I’m interested in photovoltaic panels, it’s the future and all!
But with the subsidiaries and the general enshittification of search engines, all search results about photovoltaics leads to sites with wildly misleading information, IMO.
I don’t care about a 3kWc system with installation. What even is a kWc (I know what it is) and why is nobody explaining how much power the panels would typically yield instead? Per month? During the day?
I guess it is less selling if your installation is generating near nothing in December when you need it the most?
Okay sorry, rant off. My question is, where can I find reliable information about how much panels generate every month, during the day?
I know places have more or less sun, but that’s quite easy to figure out if you have the numbers for any place.
🌞
Edit: I don’t need a web calculator for how many panels I need. I’d like to know roughly how many watt a typical panel produces a specific day (or better hour) in the year.
Edit2: I am not looking for how to install or calculate a typical solar panel setup. I’m looking for the typical real world output of solar panels around the day and year.
Edit3: got my information, thanks [email protected] ! You all can now continue explaining how many panels a home needs or what a kwh is, Merry Christmas to you all!
It’s very circumstantial, slope and orientation make a big difference. so it has to be a calculator where you put in specific information.
I think this does it: https://pvgis.com/
There’d nbe loads of others. I’d expect most reputable solar installers aimed at residential to have calculators, or recommend one as part of the planning process. Maybe with localised assumptions. There’s one from a govt funded body in my country that makes cost and price assumptions too tand gives a ‘return on investment’ guess.
Wow that’s kind of technical :-) but monthly irradiation is accessible!
Edit: according to those figures a 1m²@20% panel would yield 55w averaged out on 24h, in the summer, and 14w/m² in December.
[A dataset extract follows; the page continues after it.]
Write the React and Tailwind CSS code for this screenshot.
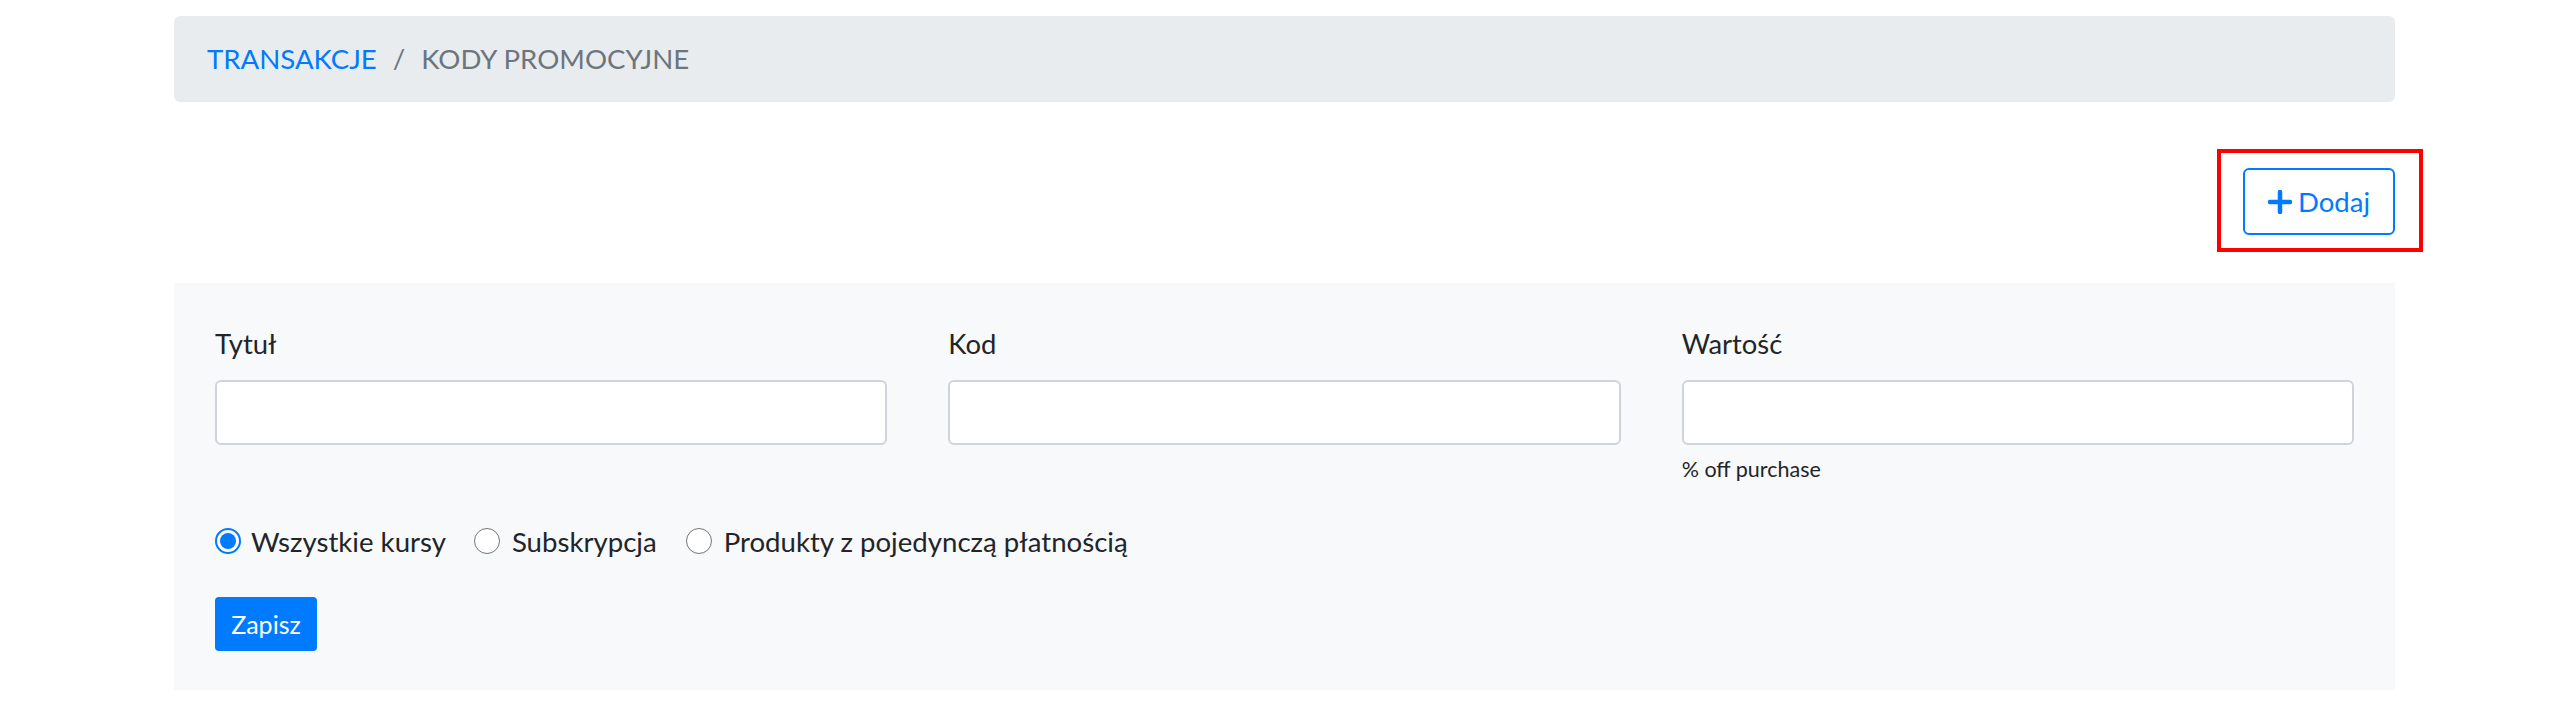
export default function App() {
  return (
    <div className="min-h-screen bg-white pt-[16px]" style={{ fontFamily: "Lato, 'Open Sans', sans-serif" }}>
      <div className="ml-[174px] w-[2221px]">
        {/* breadcrumb */}
        <nav className="flex h-[86px] items-center rounded-[6px] bg-[#e9ecef] px-[33px] text-[27.6px]">
          <a className="text-[#007bff]">TRANSAKCJE</a>
          <span className="px-[16px] text-[#6c757d]">/</span>
          <span className="text-[#6c757d]">KODY PROMOCYJNE</span>
        </nav>

        <div className="mt-[66px] flex justify-end">
          <div className="relative">
            <button className="flex h-[67px] w-[152px] items-center justify-center gap-[6px] rounded-[6px] border-2 border-[#007bff] text-[27.5px] text-[#007bff]">
              <svg width="24" height="24" viewBox="0 0 24 24" fill="none" stroke="#007bff" strokeWidth="4.5" strokeLinecap="round">
                <path d="M12 2v20M2 12h20" />
              </svg>
              Dodaj
            </button>
            <span className="pointer-events-none absolute -bottom-[17px] -left-[26px] -right-[28px] -top-[19px] border-4 border-[#ff0000]" />
          </div>
        </div>

        {/* form */}
        <div className="mt-[48px] h-[407px] bg-[#f8f9fa] px-[41px] pt-[42px]">
          <div className="grid grid-cols-3 gap-x-[61px]">
            {[
              ["Tytuł", null],
              ["Kod", null],
              ["Wartość", "% off purchase"],
            ].map(([label, hint]) => (
              <div key={label}>
                <div className="h-[37px] text-[27.4px] leading-[37px] text-[#212529]">{label}</div>
                <input className="mt-[18px] block h-[65px] w-full rounded-[6px] border-2 border-[#ced4da] bg-white" />
                {hint && <div className="mt-[8px] text-[21.5px] text-[#212529]">{hint}</div>}
              </div>
            ))}
          </div>

          <div className="mt-[36px] flex h-[40px] items-center text-[27.6px] text-[#212529]">
            <label className="flex items-center">
              <span className="flex h-[26px] w-[26px] items-center justify-center rounded-full border-2 border-[#007bff] bg-white">
                <span className="h-[16px] w-[16px] rounded-full bg-[#007bff]" />
              </span>
              <span className="ml-[10px]">Wszystkie kursy</span>
            </label>
            <label className="ml-[28px] flex items-center">
              <span className="h-[26px] w-[26px] rounded-full border border-[#767676] bg-white" />
              <span className="ml-[12px]">Subskrypcja</span>
            </label>
            <label className="ml-[29px] flex items-center">
              <span className="h-[26px] w-[26px] rounded-full border border-[#767676] bg-white" />
              <span className="ml-[12px]">Produkty z pojedynczą płatnością</span>
            </label>
          </div>

          <button className="mt-[36px] flex h-[54px] w-[102px] items-center justify-center rounded-[4px] bg-[#007bff] text-[25px] text-white">
            Zapisz
          </button>
        </div>
      </div>
    </div>
  );
}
That’s numbers I can work with, thanks!
The solar atlas is another good starting point for making these calculations. Just by looking at the map, you can easily see how location makes a big difference. Solar power in Spain will be pretty good, while in Germany it’s a bit meh. If you’re in Scotland or Norway, solar power will be even worse. Well, you can always compensate by buying more panels, but that’s not great either.
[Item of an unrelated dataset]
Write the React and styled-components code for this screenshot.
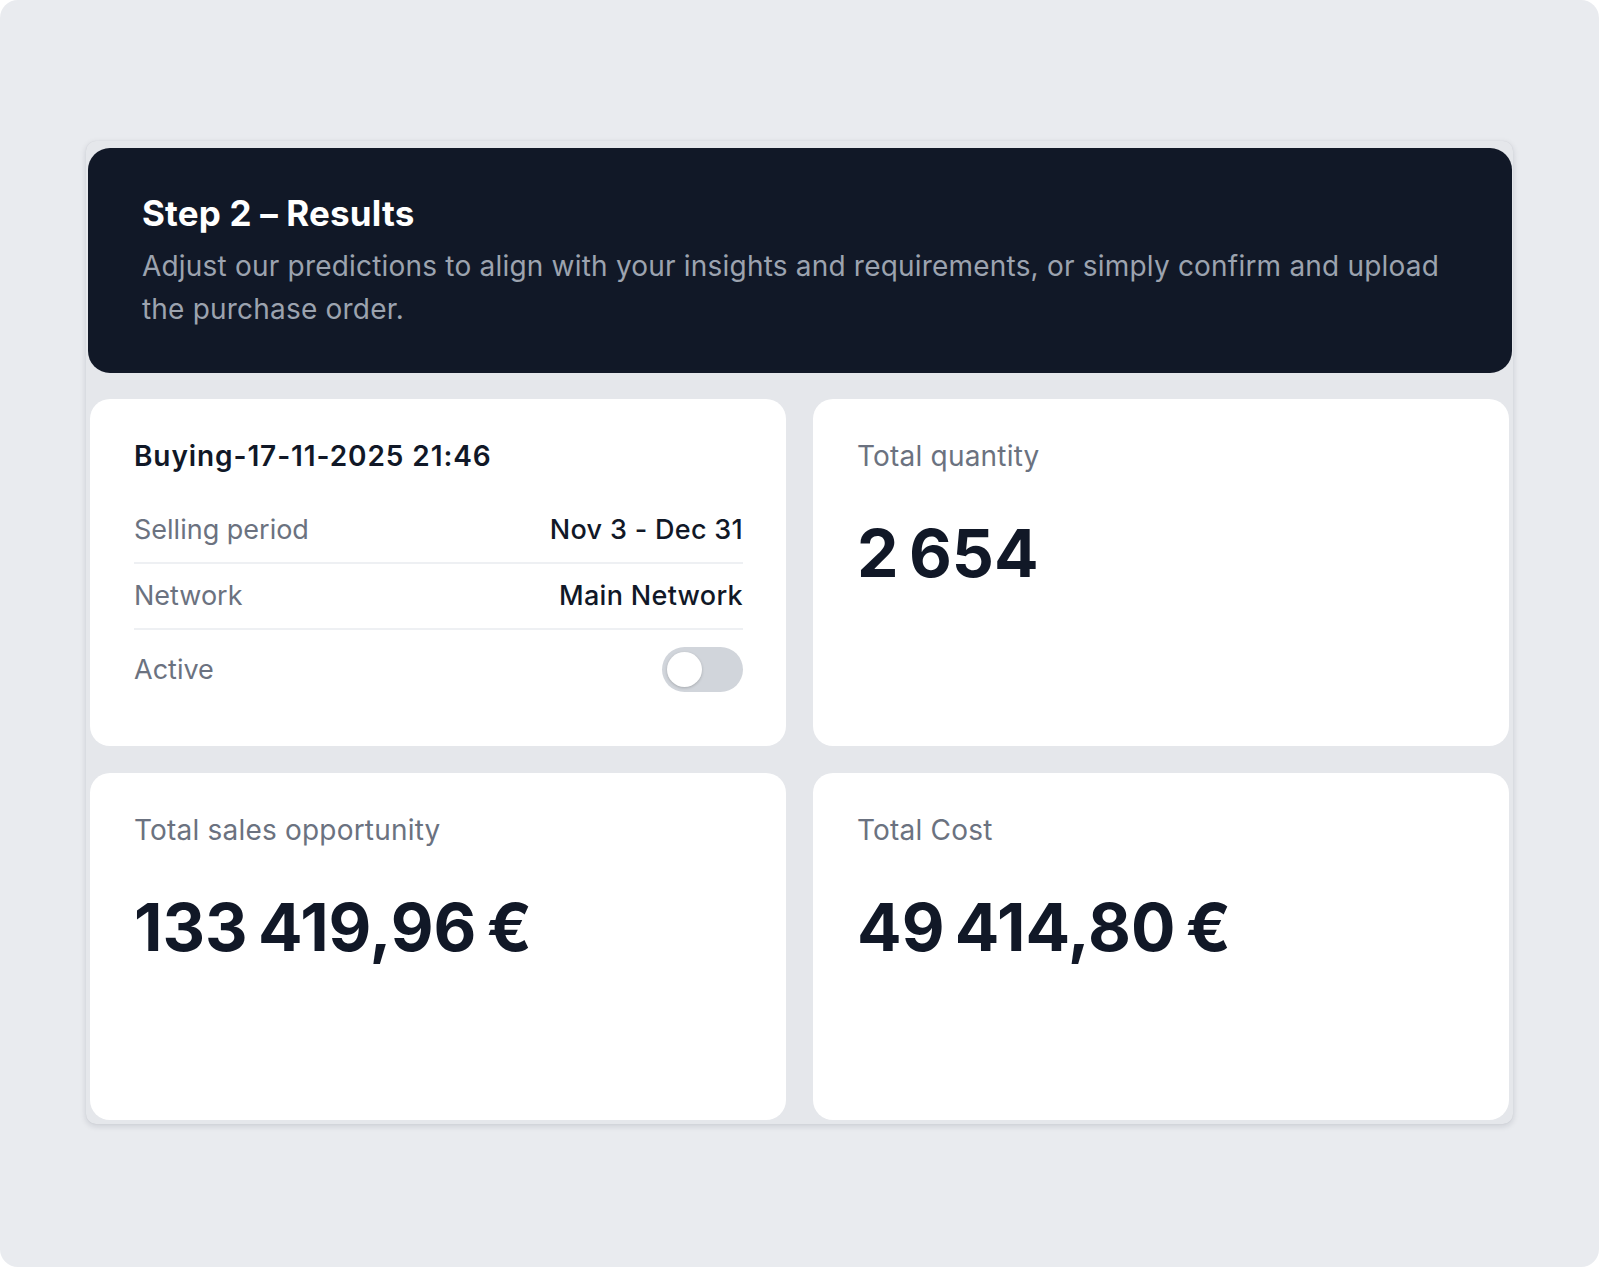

The actual output is also greatly influenced by quite a few variables, like angle, and efficiency of the panel. As the panel ages, the efficiency goes down. Also, higher temperatures decrease the efficiency of the panel, so the burning hot panels in Libya might not produce as much as you thought based on the solar irradiance map. In other words, it’s complicated.
Check out this: https://globalsolaratlas.info/map
Be sure to check out the details, it has the exact specs for your location.
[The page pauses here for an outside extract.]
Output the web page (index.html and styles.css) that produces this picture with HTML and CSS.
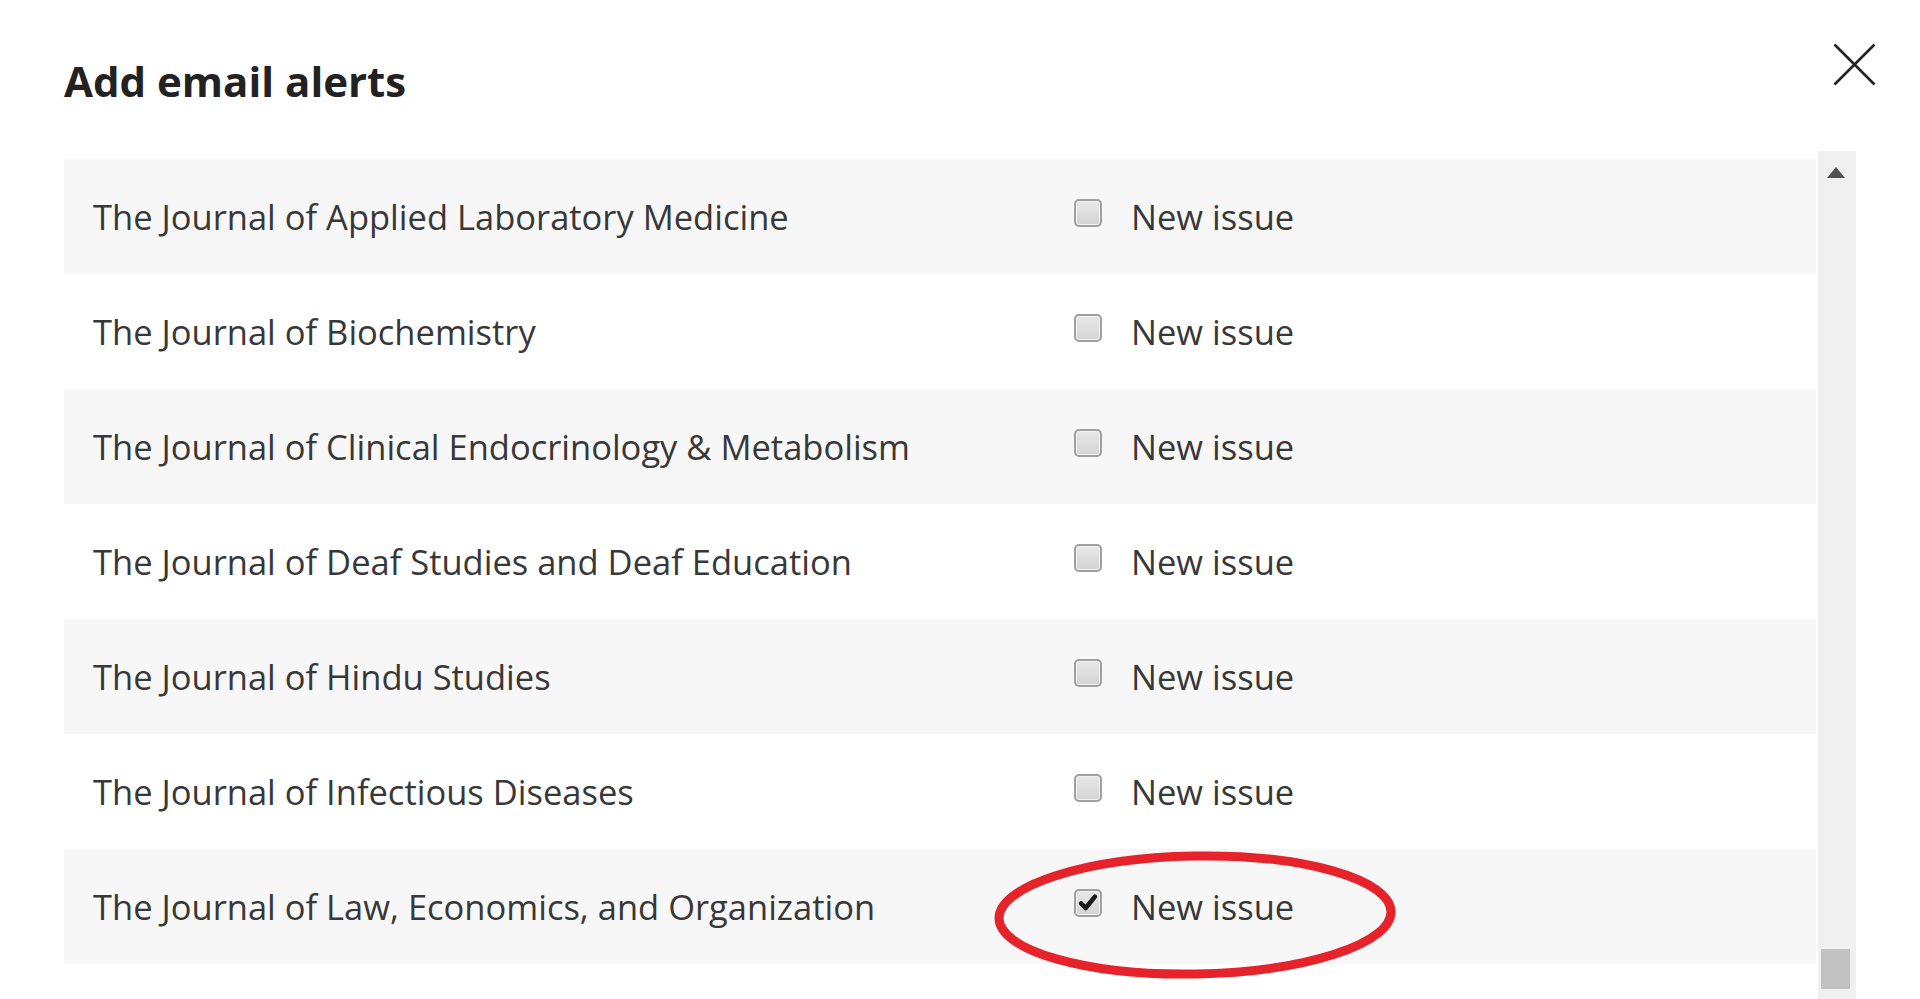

That’s a neat tool. But it’s giving me a slightly confusing result. I have a solar installation and I’ve plugged in the details so far as I know them, just to see if I’m producing about what I “should” be. The peak production month is about right, but the minimal production month is only estimated to be like 25% less than that. My system has more like 50-60% drop, and some quick googling suggests that’s about normal.
Any thoughts on why this tool suggests a much smaller drop?
No idea. The ‘typical meterological year’ is likely smooth some extremes - that will likely have less variance than any actual year. Maybe the geographical resolution is poor leading to more averaging. But that sounds a bit large of a difference to be just that. Was the total annual production way out?
Check some other tools , maybe a local one - another one might have better data on some things. Some consensus of several estimates might be better than relying on one calculator only.